_RAW DATA:_
* * *
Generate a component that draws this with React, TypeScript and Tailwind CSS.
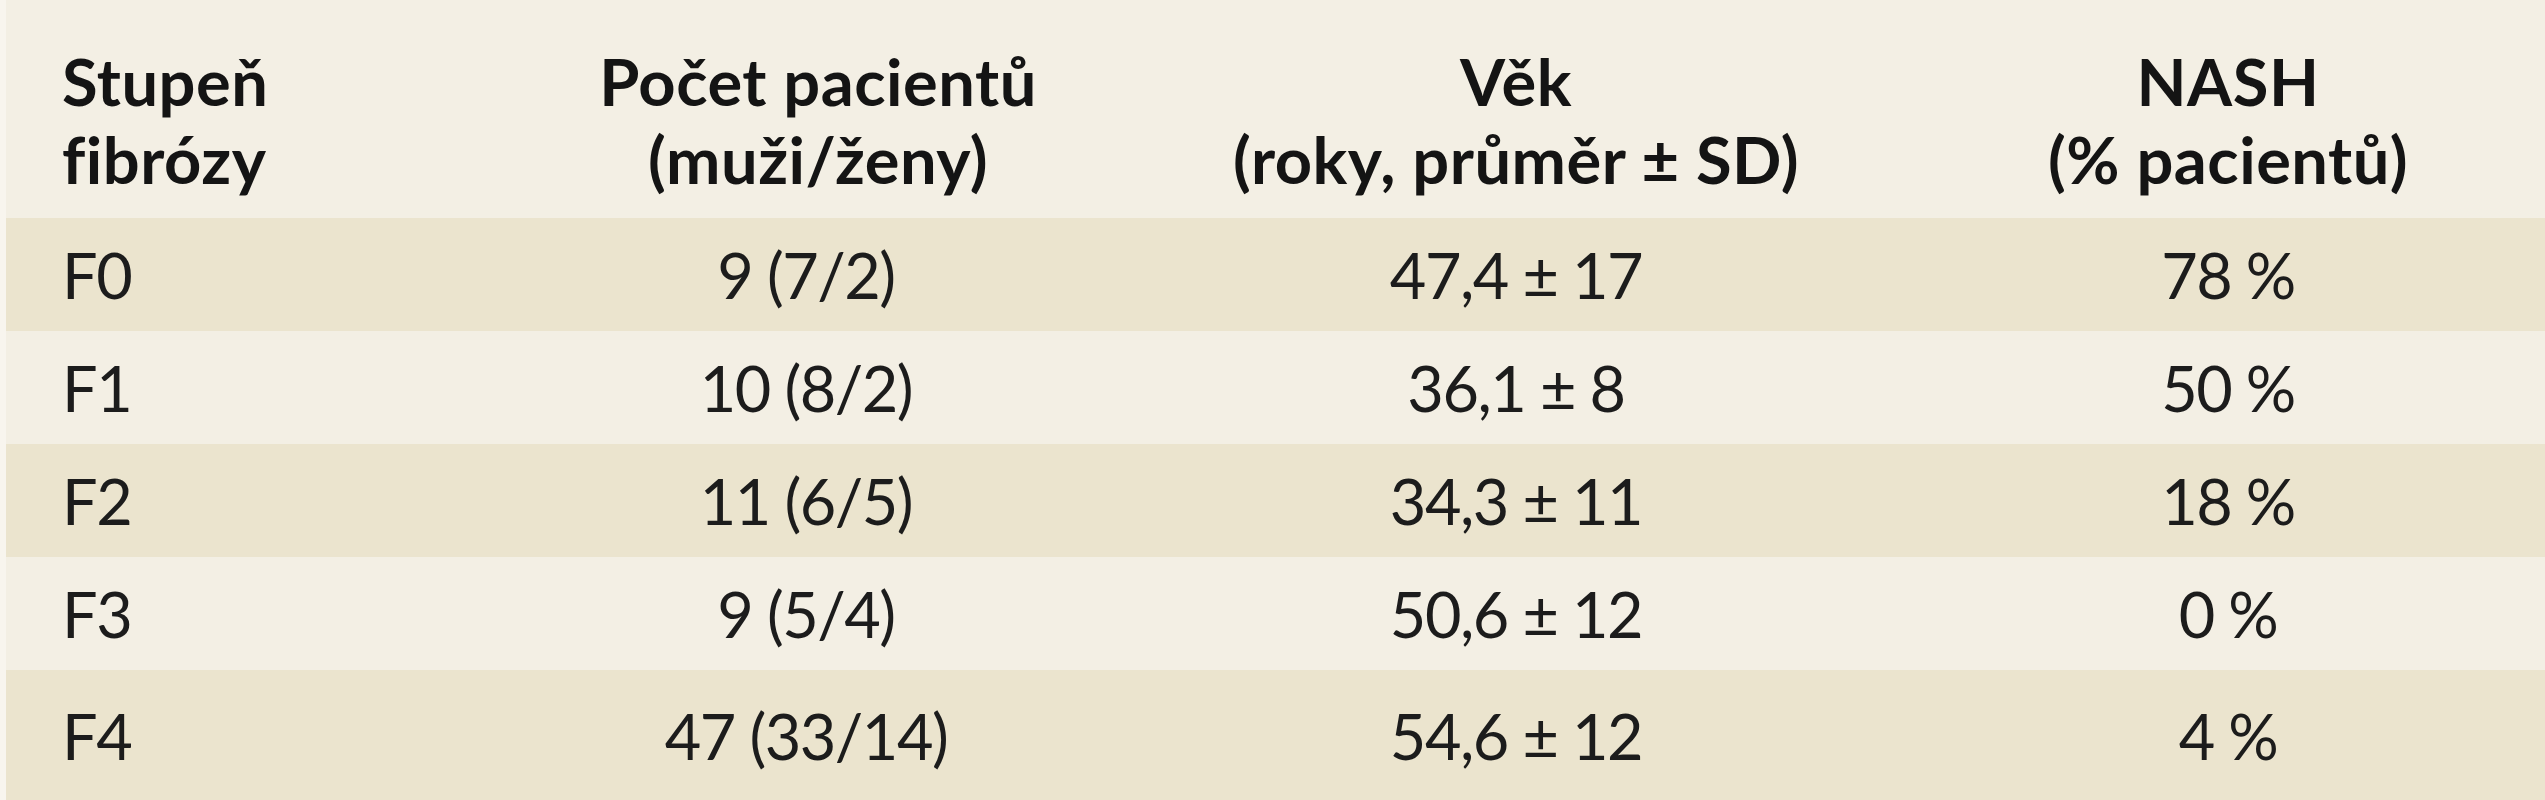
import React from 'react';

type Row = {
  grade: string;
  count: string;
  age: string;
  nash: string;
};

const rows: Row[] = [
  { grade: 'F0', count: '9 (7/2)', age: '47,4 ± 17', nash: '78 %' },
  { grade: 'F1', count: '10 (8/2)', age: '36,1 ± 8', nash: '50 %' },
  { grade: 'F2', count: '11 (6/5)', age: '34,3 ± 11', nash: '18 %' },
  { grade: 'F3', count: '9 (5/4)', age: '50,6 ± 12', nash: '0 %' },
  { grade: 'F4', count: '47 (33/14)', age: '54,6 ± 12', nash: '4 %' },
];

const cols = 'grid grid-cols-[560px_480px_940px_484px] pr-[81px]';

export default function App() {
  return (
    <div
      className="w-[2545px] h-[800px] overflow-hidden bg-[#f3efe4] border-l-[6px] border-[#f8f5ee] text-[#141414] flex flex-col"
      style={{ fontFamily: 'Lato, "Open Sans", sans-serif' }}
    >
      {/* header */}
      <div className={`${cols} h-[218px] pt-[42px] bg-[#f3efe4] text-[65px] leading-[78px] font-bold tracking-[0.5px]`}>
        <div className="pl-[56px]">
          <div>Stupeň</div>
          <div>fibrózy</div>
        </div>
        <div className="text-center pl-[24px]">
          <div>Počet pacientů</div>
          <div>(muži/ženy)</div>
        </div>
        <div className="text-center">
          <div>Věk</div>
          <div>(roky, průměr ± SD)</div>
        </div>
        <div className="text-center">
          <div>NASH</div>
          <div>(% pacientů)</div>
        </div>
      </div>

      {rows.map((row, i) => (
        <div
          key={row.grade}
          className={`${cols} items-center text-[63px] leading-none font-normal tracking-[-1.5px] text-[#1c1c1c] ${
            i % 2 === 0 ? 'bg-[#ebe4ce]' : 'bg-[#f3efe4]'
          } ${i === rows.length - 1 ? 'flex-1' : 'h-[113px]'}`}
        >
          <div className="pl-[56px]">{row.grade}</div>
          <div className="text-center">{row.count}</div>
          <div className="text-center">{row.age}</div>
          <div className="text-center">{row.nash}</div>
        </div>
      ))}
    </div>
  );
}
* * *
_STATED GOAL:_ Copy out the data above exactly, except the pictures.

_ANSWER FOR THE TASK:_
Generate a component that draws this with React, TypeScript and Tailwind CSS.
import React from 'react';

type Row = {
  grade: string;
  count: string;
  age: string;
  nash: string;
};

const rows: Row[] = [
  { grade: 'F0', count: '9 (7/2)', age: '47,4 ± 17', nash: '78 %' },
  { grade: 'F1', count: '10 (8/2)', age: '36,1 ± 8', nash: '50 %' },
  { grade: 'F2', count: '11 (6/5)', age: '34,3 ± 11', nash: '18 %' },
  { grade: 'F3', count: '9 (5/4)', age: '50,6 ± 12', nash: '0 %' },
  { grade: 'F4', count: '47 (33/14)', age: '54,6 ± 12', nash: '4 %' },
];

const cols = 'grid grid-cols-[560px_480px_940px_484px] pr-[81px]';

export default function App() {
  return (
    <div
      className="w-[2545px] h-[800px] overflow-hidden bg-[#f3efe4] border-l-[6px] border-[#f8f5ee] text-[#141414] flex flex-col"
      style={{ fontFamily: 'Lato, "Open Sans", sans-serif' }}
    >
      {/* header */}
      <div className={`${cols} h-[218px] pt-[42px] bg-[#f3efe4] text-[65px] leading-[78px] font-bold tracking-[0.5px]`}>
        <div className="pl-[56px]">
          <div>Stupeň</div>
          <div>fibrózy</div>
        </div>
        <div className="text-center pl-[24px]">
          <div>Počet pacientů</div>
          <div>(muži/ženy)</div>
        </div>
        <div className="text-center">
          <div>Věk</div>
          <div>(roky, průměr ± SD)</div>
        </div>
        <div className="text-center">
          <div>NASH</div>
          <div>(% pacientů)</div>
        </div>
      </div>

      {rows.map((row, i) => (
        <div
          key={row.grade}
          className={`${cols} items-center text-[63px] leading-none font-normal tracking-[-1.5px] text-[#1c1c1c] ${
            i % 2 === 0 ? 'bg-[#ebe4ce]' : 'bg-[#f3efe4]'
          } ${i === rows.length - 1 ? 'flex-1' : 'h-[113px]'}`}
        >
          <div className="pl-[56px]">{row.grade}</div>
          <div className="text-center">{row.count}</div>
          <div className="text-center">{row.age}</div>
          <div className="text-center">{row.nash}</div>
        </div>
      ))}
    </div>
  );
}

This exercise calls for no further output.